The ridge regression \begin{eqnarray}\hat{\boldsymbol{\beta}}(C)=\text{argmin}_{\boldsymbol{\beta}}\,\left|\left|\mathbf{Y}-\mathbf{X}\boldsymbol{\beta}\right|\right|_2^2+C\left|\left|\boldsymbol{\beta}\right|\right|_2^2\tag{10}\end{eqnarray} is claimed to be equivalent to the following constraint problem \begin{eqnarray} \begin{split} \min_{\boldsymbol{\beta}} &&\quad \left|\left|\mathbf{Y}-\mathbf{X}\boldsymbol{\beta}\right|\right|_2^2 \\ \text{s.t.}&&\quad \left|\left|\boldsymbol{\beta}\right|\right|_2^2\leq t \end{split}\tag{11}\end{eqnarray} We can prove such equivalence and find the relation between $C$ and $t$ by the KKT conditions of the optimization (11): \begin{eqnarray}&& \left|\left|\boldsymbol{\beta}\right|\right|_2^2\leq t \,,\\ && \frac{\partial}{\partial \boldsymbol{\beta}} \left|\left|\mathbf{Y}-\mathbf{X}\boldsymbol{\beta}\right|\right|_2^2=-\lambda \frac{\partial}{\partial \boldsymbol{\beta}}\left|\left|\boldsymbol{\beta}\right|\right|_2^2\,, \\ && \lambda \geq 0 \,, \\ && \lambda\, \left( \left|\left|\boldsymbol{\beta}\right|\right|_2^2 - t \right) = 0\,.\end{eqnarray} Since the problem (11) is convex, the solution of the above KKT conditions is also the optimal solution of the problem (11). As a result, by the KKT conditions, problems (10) and (11) are equivalent if and only if $C=\lambda$ and $t=\left|\left|\hat{\boldsymbol{\beta}}(C)\right|\right|_2^2$.  

Lagrangian duality

Finally in the final section, we introduce Lagrangian duality for completeness. For the problem (5), we define Lagrangian the dual function \begin{eqnarray} d(\lambda) \equiv \inf_x \left(f(x)+\lambda\,g(x)\right)\,. \end{eqnarray}
For $\lambda \geq 0$, we have $d(\lambda) \leq f(x^*)+\lambda\,g(x^*) \leq f(x^*)$, and thus the solution $\lambda^*$ of the following Lagrangian dual problem \begin{eqnarray} \begin{split} \max_{\lambda}&&\quad d(\lambda) \\ \text{s.t.}&& \quad \lambda\geq 0 \end{split}\end{eqnarray} provides a lower bound of the primal problem (5) as \begin{equation} d(\lambda ^*)\leq f(x^*)\,.\end{equation} 
The equality $d(\lambda ^*)=f(x^*)$ (strong duality) only holds in a few circumstances. For example, for convex primal problems, strong duality holds if all the inequality constraint functions are either affine or strictly feasible (Slater conditions). 

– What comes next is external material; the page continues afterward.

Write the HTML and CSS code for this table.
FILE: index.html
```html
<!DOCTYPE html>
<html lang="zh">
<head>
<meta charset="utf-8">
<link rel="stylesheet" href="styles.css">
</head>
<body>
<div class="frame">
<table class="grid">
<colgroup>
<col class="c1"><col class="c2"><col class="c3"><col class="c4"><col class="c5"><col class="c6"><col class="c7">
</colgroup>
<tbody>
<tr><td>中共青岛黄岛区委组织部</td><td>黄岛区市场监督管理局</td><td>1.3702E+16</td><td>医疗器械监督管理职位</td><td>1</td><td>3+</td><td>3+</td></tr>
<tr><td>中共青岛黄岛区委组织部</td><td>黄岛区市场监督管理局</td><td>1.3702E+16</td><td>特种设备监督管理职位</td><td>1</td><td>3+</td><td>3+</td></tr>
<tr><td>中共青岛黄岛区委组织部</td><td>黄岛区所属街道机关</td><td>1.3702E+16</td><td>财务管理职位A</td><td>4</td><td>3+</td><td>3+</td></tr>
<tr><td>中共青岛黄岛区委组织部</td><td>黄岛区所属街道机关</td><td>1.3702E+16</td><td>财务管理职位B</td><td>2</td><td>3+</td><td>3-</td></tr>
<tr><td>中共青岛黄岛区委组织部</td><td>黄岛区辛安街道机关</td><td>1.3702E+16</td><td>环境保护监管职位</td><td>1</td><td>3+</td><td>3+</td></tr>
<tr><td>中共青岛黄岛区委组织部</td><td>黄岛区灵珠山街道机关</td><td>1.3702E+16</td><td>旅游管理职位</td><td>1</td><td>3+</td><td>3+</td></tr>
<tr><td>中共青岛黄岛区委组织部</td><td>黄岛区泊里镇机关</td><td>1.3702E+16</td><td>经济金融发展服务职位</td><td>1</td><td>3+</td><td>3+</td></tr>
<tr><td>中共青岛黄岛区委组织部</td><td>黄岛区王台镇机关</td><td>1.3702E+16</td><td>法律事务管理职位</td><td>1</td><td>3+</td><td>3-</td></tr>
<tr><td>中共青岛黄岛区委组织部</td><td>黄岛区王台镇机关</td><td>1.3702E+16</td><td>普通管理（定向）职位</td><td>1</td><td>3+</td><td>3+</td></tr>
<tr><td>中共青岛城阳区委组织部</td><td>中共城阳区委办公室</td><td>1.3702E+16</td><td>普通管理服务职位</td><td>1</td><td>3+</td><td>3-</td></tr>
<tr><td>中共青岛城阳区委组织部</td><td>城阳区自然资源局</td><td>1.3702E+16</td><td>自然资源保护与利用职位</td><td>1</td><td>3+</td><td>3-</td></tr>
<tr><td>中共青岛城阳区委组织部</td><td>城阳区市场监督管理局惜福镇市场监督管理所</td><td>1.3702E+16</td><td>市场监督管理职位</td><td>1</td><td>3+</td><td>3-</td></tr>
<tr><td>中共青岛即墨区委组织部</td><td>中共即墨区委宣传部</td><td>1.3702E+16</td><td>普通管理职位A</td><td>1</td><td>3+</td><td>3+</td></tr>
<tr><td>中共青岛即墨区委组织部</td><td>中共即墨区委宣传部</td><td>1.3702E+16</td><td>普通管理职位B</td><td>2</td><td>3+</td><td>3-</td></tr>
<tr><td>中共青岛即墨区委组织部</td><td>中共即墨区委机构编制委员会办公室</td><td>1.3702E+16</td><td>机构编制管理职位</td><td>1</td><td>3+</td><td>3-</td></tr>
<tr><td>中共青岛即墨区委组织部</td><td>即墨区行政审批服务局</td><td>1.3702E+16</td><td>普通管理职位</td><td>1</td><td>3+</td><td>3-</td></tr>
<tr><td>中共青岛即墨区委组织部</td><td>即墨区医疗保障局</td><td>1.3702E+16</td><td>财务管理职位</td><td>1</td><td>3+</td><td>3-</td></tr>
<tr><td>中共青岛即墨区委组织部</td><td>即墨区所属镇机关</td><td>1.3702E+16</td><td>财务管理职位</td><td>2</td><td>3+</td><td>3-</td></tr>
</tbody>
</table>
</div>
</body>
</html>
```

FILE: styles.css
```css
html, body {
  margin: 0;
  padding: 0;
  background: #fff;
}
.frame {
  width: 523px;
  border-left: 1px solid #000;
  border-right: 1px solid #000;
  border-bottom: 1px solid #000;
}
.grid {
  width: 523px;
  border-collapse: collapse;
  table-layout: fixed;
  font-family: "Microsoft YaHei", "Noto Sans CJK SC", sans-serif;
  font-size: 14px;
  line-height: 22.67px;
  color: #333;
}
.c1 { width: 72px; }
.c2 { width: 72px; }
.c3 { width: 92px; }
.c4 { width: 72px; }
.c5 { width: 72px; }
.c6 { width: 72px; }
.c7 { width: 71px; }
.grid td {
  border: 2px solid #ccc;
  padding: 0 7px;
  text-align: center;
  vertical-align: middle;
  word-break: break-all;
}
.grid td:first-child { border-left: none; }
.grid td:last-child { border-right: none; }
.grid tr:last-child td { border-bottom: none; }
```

When strong duality holds, $x^*$ and $\lambda^*$ are primal and dual solutions if and only if they satisfy KKT conditions. 
Proof: ($\Rightarrow$) Because of strong duality, we have \begin{eqnarray} f(x^*)=d(\lambda^*)\equiv \inf_x \left(f(x)+\lambda^*\,g(x)\right) \leq f(x^*)+\lambda^*\,g(x^*)\leq f(x^*)\,,\end{eqnarray} so all the inequalities above are actually equalities, which means:
  • $x^*$ minimize $f(x)+\lambda^*\,g(x)$, which is stationarity in KKT conditions.
  • $\lambda^*\,g(x^*)=0$, which is complementary slackness in KKT conditions.
($\Leftarrow$) If there exist $x^*$ and $\lambda^*$ satisfying KKT conditions, then \begin{eqnarray} d(\lambda^*) = f(x^*)+\lambda^*\,g(x^*) = f(x^*)\,,\end{eqnarray} i.e., $x^*$ and $\lambda^*$ make the duality gap zero and thus are the primal and dual solutions.